To create a more sustainable future, we need to work towards robots that can assist in farms and gardens to reduce the mental and physical workload of farm workers in a time of increasing crop shortages. We tackle the problem of intelligent object retrieval in a farm environment, providing a method that allows a robot to semantically reason about the location of an unseen goal object among a set of previously seen objects in the environment using a Large Language Model (LLM). We leverage object-to-object semantic relationships to best determine the best location to visit in order to most likely find our goal object. We deployed our system on the Boston Dynamics Spot Robot and found a success rate of 79%, with more improvements on the way. Research paper and website coming soon!

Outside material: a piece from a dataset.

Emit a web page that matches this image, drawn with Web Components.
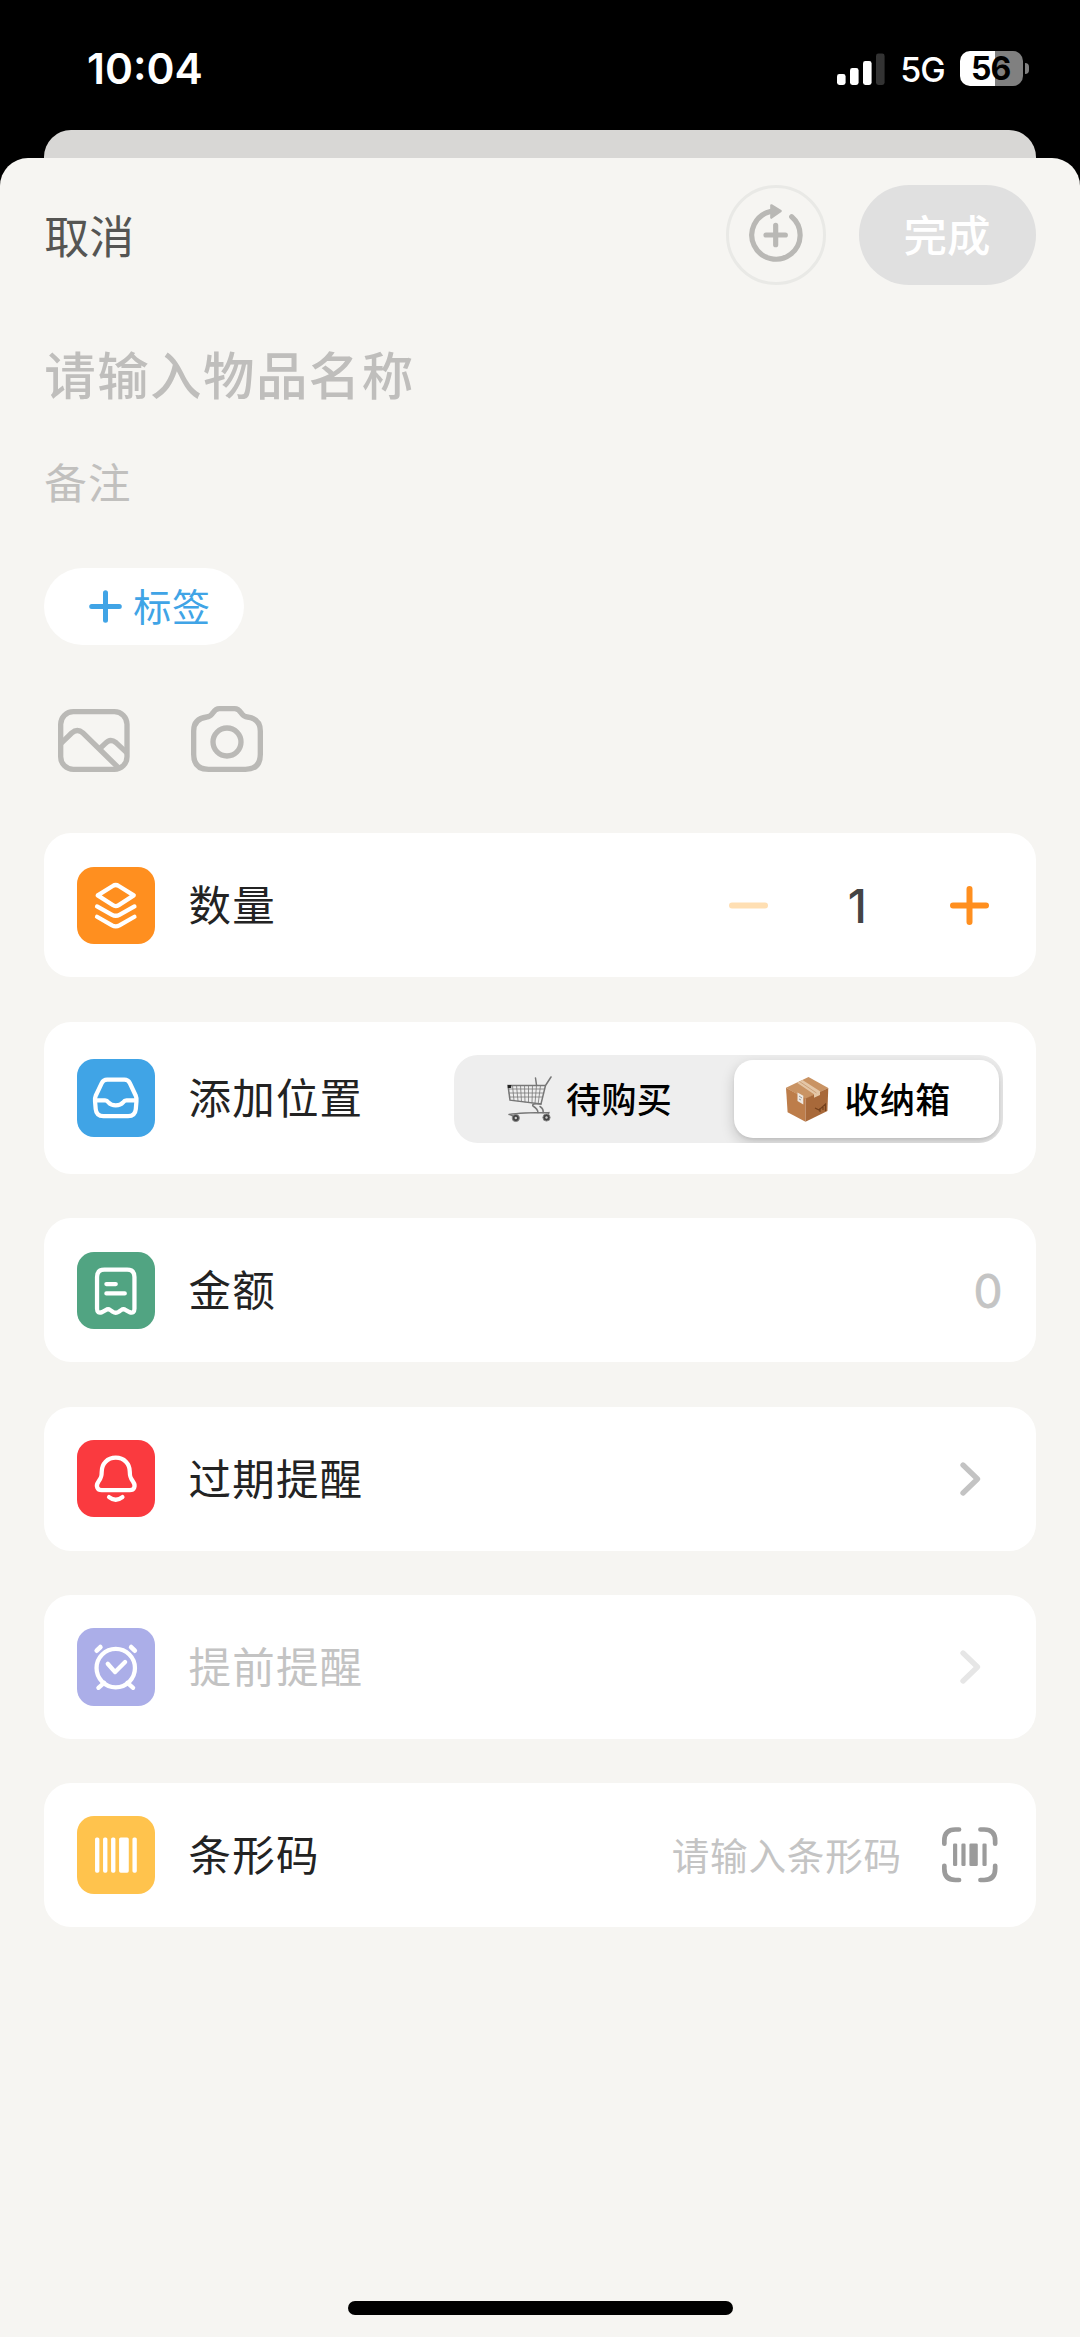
<!DOCTYPE html>
<html lang="zh-CN">
<head>
<meta charset="utf-8">
<title>添加物品</title>
<style>
html,body{margin:0;padding:0;background:#000}
body{width:1080px;height:2337px;overflow:hidden;font-family:Inter,"Noto Sans CJK SC",sans-serif}
</style>
</head>
<body>
<item-editor></item-editor>
<script>
const define = (name, html) => customElements.define(name, class extends HTMLElement {
  constructor() {
    super();
    this.attachShadow({mode: 'open'}).innerHTML = html;
  }
});

const GLYPHS = {
  layers: `<g fill="none" stroke="#fff" stroke-width="12.8" stroke-linecap="round" stroke-linejoin="round"><path d="M62 85L107 57Q116 51 125 57L170 85L125 114Q116 120 107 114Z"/><path d="M60 118L105 143Q116 149 127 143L172 118"/><path d="M60 149L105 175Q116 181 127 175L172 149"/></g>`,
  inbox: `<g fill="none" stroke="#fff" stroke-width="12.8" stroke-linejoin="round"><path d="M90 62H142Q153 62 158 72L176 110Q179 117 178 126L176 150Q174 171 153 171H79Q58 171 56 150L54 126Q53 117 56 110L74 72Q79 62 90 62Z"/><path d="M56 124H84Q90 124 94 130Q102 139 116 139Q130 139 138 130Q142 124 148 124H176"/></g>`,
  receipt: `<g fill="none" stroke="#fff" stroke-width="12.8" stroke-linecap="round" stroke-linejoin="round"><path d="M60 170V75Q60 53 82 53H150Q172 53 172 75V170Q172 185 157 180L146 174Q139 169 132 174L125 179Q116 185 107 179L100 174Q93 169 86 174L75 180Q60 185 60 170Z"/><path d="M88 96H116M88 124H143"/></g>`,
  bell: `<g fill="none" stroke="#fff" stroke-width="12.8" stroke-linecap="round"><path d="M116 53C91 53 74 71 74 95C74 112 71 115 64 125C55 138 61 150 74 150H158C171 150 177 138 168 125C161 115 158 112 158 95C158 71 141 53 116 53Z"/><path d="M96 171Q116 187 136 171"/></g>`,
  alarm: `<g fill="none" stroke="#fff" stroke-width="12.8" stroke-linecap="round" stroke-linejoin="round"><circle cx="116" cy="120" r="57.5"/><path d="M81 164L64 179M151 164L168 179M92 107L114 132L144 102"/><path stroke-width="14" d="M59 68L70 57M173 68L162 57"/></g>`,
  barcode: `<g fill="#fff"><rect x="54" y="64" width="13" height="106" rx="5"/><rect x="78" y="64" width="13" height="106" rx="5"/><rect x="102" y="64" width="13" height="106" rx="5"/><rect x="126" y="64" width="29" height="106" rx="5"/><rect x="166" y="64" width="13" height="106" rx="5"/></g>`
};

/* Coloured square with a white glyph */
customElements.define('icon-tile', class extends HTMLElement {
  connectedCallback() {
    if (this.shadowRoot) return;
    this.attachShadow({mode: 'open'}).innerHTML = `<style>
      :host{display:block;flex:none;width:77.5px;height:77.5px;border-radius:17px;background:${this.getAttribute('color')}}
      svg{display:block;width:100%;height:100%}</style>
      <svg viewBox="0 0 232 232">${GLYPHS[this.getAttribute('name')]}</svg>`;
  }
});

define('status-bar', `<style>
  :host{display:flex;box-sizing:border-box;height:130px;padding:0 51px 0 87px;justify-content:space-between;color:#fff}
  .time{font-size:42.5px;font-weight:600;line-height:60px;margin-top:39px}
  .right{display:flex;height:36px;margin-top:50.5px;align-items:center}
  .sig{width:48px;height:32px;margin-right:15px}
  .net{font-size:34px;font-weight:500;line-height:36px;width:45px;margin-right:14.5px;letter-spacing:-1px;white-space:nowrap;margin-top:3px}
  .bat{box-sizing:border-box;width:62.7px;height:35.5px;padding-right:1px;border-radius:10px;background:linear-gradient(90deg,#fff 35px,#808080 35px);color:#000;font-size:32px;font-weight:700;line-height:36px;text-align:center;letter-spacing:-1px}
  .nub{width:4px;height:11px;border-radius:0 5px 5px 0;background:#808080;margin-left:2.5px}
</style>
<div class="time">10:04</div>
<div class="right">
  <svg class="sig" viewBox="0 0 48 32"><g fill="#fff"><rect x="0" y="21" width="8.6" height="11" rx="2.4"/><rect x="13" y="15" width="8.6" height="17" rx="2.4"/><rect x="26" y="8" width="8.6" height="24" rx="2.4"/></g><rect x="39" y="0.5" width="8.6" height="31.5" rx="2.4" fill="#333"/></svg>
  <div class="net">5G</div><div class="bat">56</div><div class="nub"></div>
</div>`);

define('nav-bar', `<style>
  :host{display:flex;box-sizing:border-box;height:99.7px;align-items:center}
  .cancel{flex:1;color:#555553;font-size:45px;line-height:60px;margin-top:6px}
  .again{box-sizing:border-box;width:99.7px;height:99.7px;border:3px solid #e9e9e6;border-radius:50%;display:flex;align-items:center;justify-content:center;margin-right:33px}
  .again svg{width:53.7px;height:57.7px;margin-top:-4px}
  .done{width:177.2px;height:99.7px;border-radius:50px;background:#e0e0e0;color:#fff;text-align:center;font-size:43.5px;font-weight:500;line-height:103px}
</style>
<div class="cancel">取消</div>
<div class="again"><svg viewBox="0 0 161 173"><path d="M128 38A72.5 72.5 0 1 1 64 22.5" fill="none" stroke="#b9b8b5" stroke-width="15.5" stroke-linecap="round"/><path d="M67 4L95 21L67 41Z" fill="#b9b8b5" stroke="#b9b8b5" stroke-width="7" stroke-linejoin="round"/><path d="M51 93H109M80 64V122" stroke="#b9b8b5" stroke-width="15.5" stroke-linecap="round"/></svg></div>
<div class="done">完成</div>`);

define('tag-button', `<style>
  :host{display:flex;box-sizing:border-box;width:200px;height:77.5px;border-radius:39px;background:#fff;align-items:center;padding-left:44.5px;color:#40a4e6}
  svg{width:33px;height:33px;margin-right:11.5px}
  span{font-size:38px;line-height:50px;letter-spacing:.6px;margin-top:1px}
</style>
<svg viewBox="0 0 33 33"><path d="M2.7 16.5H30.3M16.5 2.7V30.3" stroke="currentColor" stroke-width="5" stroke-linecap="round"/></svg><span><slot></slot></span>`);

define('photo-actions', `<style>
  :host{display:flex;gap:61px;padding-left:14px;align-items:flex-end;height:66px}
  svg{display:block}
  g{fill:none;stroke:#bab9b6;stroke-width:16}
</style>
<svg width="71.7" height="63" viewBox="0 0 215 189"><g stroke-linecap="round"><rect x="8" y="8" width="199" height="173" rx="38"/><path stroke-linecap="butt" d="M9 103L41 72Q58 57 75 72L181 176"/><path stroke-linecap="butt" d="M124 120L142 103Q157 87 174 101L206 131"/></g></svg>
<svg width="72" height="66" viewBox="0 0 216 198"><g stroke-linejoin="round"><path d="M47 33C59 32 60 28 66 20Q74 8 85 8H131Q142 8 150 20C156 28 157 32 169 33Q208 38 208 75V145Q208 190 163 190H53Q8 190 8 145V75Q8 38 47 33Z"/><circle cx="108" cy="108" r="42"/></g></svg>`);

/* White form row: leading icon, label, trailing control */
define('form-row', `<style>
  :host{display:flex;box-sizing:border-box;height:144px;border-radius:27px;background:#fff;align-items:center;padding:0 33.2px;color:#232323}
  :host([tall]){height:152.3px}
  :host([disabled]){color:#c3c3c3}
  .label{flex:1;font-size:42.5px;line-height:60px;letter-spacing:1.2px;margin:2px 0 0 33.5px;white-space:nowrap}
</style>
<slot name="icon"></slot><div class="label"><slot></slot></div><slot name="end"></slot>`);

define('qty-stepper', `<style>
  :host{display:flex;align-items:center;padding-right:13.5px}
  svg{display:block;width:39px;height:39px}
  span{box-sizing:border-box;width:182.5px;padding-right:3px;text-align:center;font-size:46px;line-height:56px;margin-top:1px;font-weight:500;color:#444}
</style>
<svg viewBox="0 0 39 39"><path d="M3 19.5H36" stroke="#ffdfb3" stroke-width="6" stroke-linecap="round"/></svg>
<span>1</span>
<svg viewBox="0 0 39 39"><path d="M3 19.5H36M19.5 3V36" stroke="#ff8f1f" stroke-width="6" stroke-linecap="round"/></svg>`);

define('place-switch', `<style>
  :host{display:flex;box-sizing:border-box;width:548.5px;height:88.6px;margin-top:2.6px;border-radius:24px;background:#eee;padding:5.6px 3.5px 5.6px 0;overflow:hidden;color:#000;font-size:35px;font-weight:500;line-height:50px}
  div{display:flex;align-items:center;box-sizing:border-box}
  .a{width:279.5px;padding-left:53px}
  .b{flex:1;padding-left:52px;border-radius:19px;background:#fff;box-shadow:0 5px 14px rgba(0,0,0,.18),0 2px 3px rgba(0,0,0,.06)}
  svg{flex:none;width:45px;height:47px}
  span{margin-top:1px;letter-spacing:.4px;white-space:nowrap}
</style>
<div class="a"><svg viewBox="0 0 45 47" style="margin-right:14px"><g fill="none" stroke="#777" stroke-linecap="round">
<path d="M1 9.5H38.5L34 28L3 24.2ZM44 1L38.5 9.5" stroke-width="1.5"/>
<path d="M1.5 13H37.7M2 17H36.7M2.3 21H35.5M5.5 9.5L7 24.5M9.5 9.5L11 25M13.5 9.5L14.5 25.5M17.5 9.5L18 26M21.5 9.5V26.5M25.5 9.5L25 27M29.5 9.5L28 27.5M33.5 9.5L31.2 27.7" stroke-width=".8"/>
<path d="M28.5 2L29.5 9M34 28Q24 27 26 30Q31 33 31 37M36 37Q37 33 33 30.5M2 38.5Q14 36.5 42 36.5M3 38.5L8 41M42 36.5L40 41" stroke-width="1.5"/></g>
<rect x=".8" y="9" width="3.4" height="3" fill="#222"/>
<g fill="#444" stroke="#888" stroke-width="1"><circle cx="8.8" cy="42" r="3.6"/><circle cx="39.5" cy="41.5" r="3.6"/></g><circle cx="8.8" cy="42" r="1.2" fill="#ccc"/><circle cx="39.5" cy="41.5" r="1.2" fill="#ccc"/></svg><span>待购买</span></div>
<div class="b"><svg viewBox="0 0 45 47" style="margin-right:14px"><g transform="translate(0 1)">
<path d="M22.5 0L42.3 11L19.5 22L0 10.7Z" fill="#c99363"/>
<path d="M0 10.7L19.5 21.5V44.8L1.6 35.3Z" fill="#bd7d4a"/>
<path d="M42.3 11L19.5 21.5V44.8L41.4 34Z" fill="#a8693a"/>
<path d="M11 5.8L16.5 2.9L34 14.2V18L28 20.8V17.3Z" fill="#e4c6a6"/>
<path d="M13.5 4.5L30.5 16" stroke="#cda27b" stroke-width="1"/>
<path d="M11.5 15.5L17.3 18.8V27.5L11.5 24Z" fill="#eee8e1"/><path d="M13 19L16 21M13 22L15 23" stroke="#999" stroke-width="1"/>
<path d="M29 31L33 33L39.5 27V34M34 31V35M37 30V33" fill="none" stroke="#74401c" stroke-width="1.2"/></g></svg><span>收纳箱</span></div>`);

define('amount-value', `<style>:host{display:block;font-size:46px;line-height:56px;margin-top:1px;color:#c4c4c4;font-weight:400;-webkit-text-stroke:.8px #c4c4c4}</style><slot></slot>`);

define('chevron-icon', `<style>:host{display:block;color:#c3c3c3;padding-right:21.5px}:host([faint]){color:#e6e6e6}svg{display:block;width:21px;height:34px}</style>
<svg viewBox="0 0 21 34"><path d="M3 3L17.5 17L3 31" fill="none" stroke="currentColor" stroke-width="5.3" stroke-linecap="round" stroke-linejoin="round"/></svg>`);

define('barcode-field', `<style>
  :host{display:flex;align-items:center;padding-right:5px;color:#c4c4c4}
  span{font-size:37.6px;line-height:50px;letter-spacing:.8px;margin:3px 40px 0 0;white-space:nowrap}
  svg{display:block;width:55.5px;height:55.5px}
</style>
<span>请输入条形码</span>
<svg viewBox="0 0 166 166"><path d="M7 50V41Q7 7.5 40 7.5H51M115 7.5H126Q159 7.5 159 41V50M159 116V125Q159 158.5 126 158.5H115M51 158.5H40Q7 158.5 7 125V116" fill="none" stroke="#9b9b9b" stroke-width="14" stroke-linecap="round"/><g fill="#9b9b9b"><rect x="33" y="49" width="12.5" height="68" rx="4"/><rect x="58" y="49" width="12.5" height="68" rx="4"/><rect x="82" y="49" width="25" height="68" rx="4"/><rect x="121" y="49" width="12.5" height="68" rx="4"/></g></svg>`);

define('item-editor', `<style>
  :host{display:flex;flex-direction:column;width:1080px;height:2337px;background:#000}
  .back{flex:none;height:28px;margin:0 44.3px;background:#d8d7d5;border-radius:27px 27px 0 0}
  .sheet{flex:1;display:flex;flex-direction:column;box-sizing:border-box;padding:27.3px 44.3px 22px;background:#f6f5f2;border-radius:28px 28px 0 0}
  .name{margin-top:56px;height:70px;line-height:70px;font-size:51.5px;font-weight:500;letter-spacing:1.4px;color:#bfbebc}
  .note{margin-top:43.5px;height:60px;line-height:60px;font-size:42.5px;letter-spacing:1.2px;color:#c1c0be}
  tag-button{margin-top:53.5px}
  photo-actions{margin-top:60.5px}
  .rows{display:flex;flex-direction:column;gap:44.3px;margin-top:61.4px}
  .home{width:385px;height:14px;border-radius:7px;background:#000;margin:auto auto 0}
</style>
<status-bar></status-bar>
<div class="back"></div>
<div class="sheet">
  <nav-bar></nav-bar>
  <div class="name">请输入物品名称</div>
  <div class="note">备注</div>
  <tag-button>标签</tag-button>
  <photo-actions></photo-actions>
  <div class="rows">
    <form-row><icon-tile slot="icon" name="layers" color="#ff8f1f"></icon-tile>数量<qty-stepper slot="end"></qty-stepper></form-row>
    <form-row tall><icon-tile slot="icon" name="inbox" color="#40a4e6"></icon-tile>添加位置<place-switch slot="end"></place-switch></form-row>
    <form-row><icon-tile slot="icon" name="receipt" color="#51a482"></icon-tile>金额<amount-value slot="end">0</amount-value></form-row>
    <form-row><icon-tile slot="icon" name="bell" color="#fa3a3f"></icon-tile>过期提醒<chevron-icon slot="end"></chevron-icon></form-row>
    <form-row disabled><icon-tile slot="icon" name="alarm" color="#abaee8"></icon-tile>提前提醒<chevron-icon slot="end" faint></chevron-icon></form-row>
    <form-row><icon-tile slot="icon" name="barcode" color="#ffc34d"></icon-tile>条形码<barcode-field slot="end"></barcode-field></form-row>
  </div>
  <div class="home"></div>
</div>`);
</script>
</body>
</html>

Since open-vocabulary detectors suffer from noisy outputs when presented with slightly cluttered scenes, we combine the open-vocabulary detector with a probabilistic filter to calculate better object state estmates to use for robotic grasping. In this case, we combined OWL-ViT and FAST Segment-Anything and leveraged fast CUDA computations to calculate multple segmentation masks of an object given just a text prompt, and then combined the estimates using a probabilistic filter, resulting in a highly reliable and accurate object tracking systems that robots can use for open-vocabulary grasping!
A vision pipeline for grape state estimation to support automated robotic harvesting. This pipeline consists of a grape bunch and stem segmentation model built using PyTorch and the WGISD dataset, and a 3D reconstruction algorithm that combines the grape masks and a depth map to reconstruct a grape point cloud for pose estimation. Read more about it on the project website!
Crosswalk Buddy is an independent research project under UM Robotics with the goal of developing a robot that will increase safety in pedestrian spaces. The aim of this robot is to increase driver visibility of pedestrians in low visibility scenarios. There are two phases - HRI Research and Autonomy Software Development. We developed a simulation of the robot in a city environment to construct human trials to gauge the best proximities and positions of the robot that create a comfortable experience for the pedestrian. Parallely, we have been developing the autonomy stack for a real robot platform. Above, we use YOLOv3 and simple 1D Kalman Filtering to construct a vision system for pedestrian state estimation.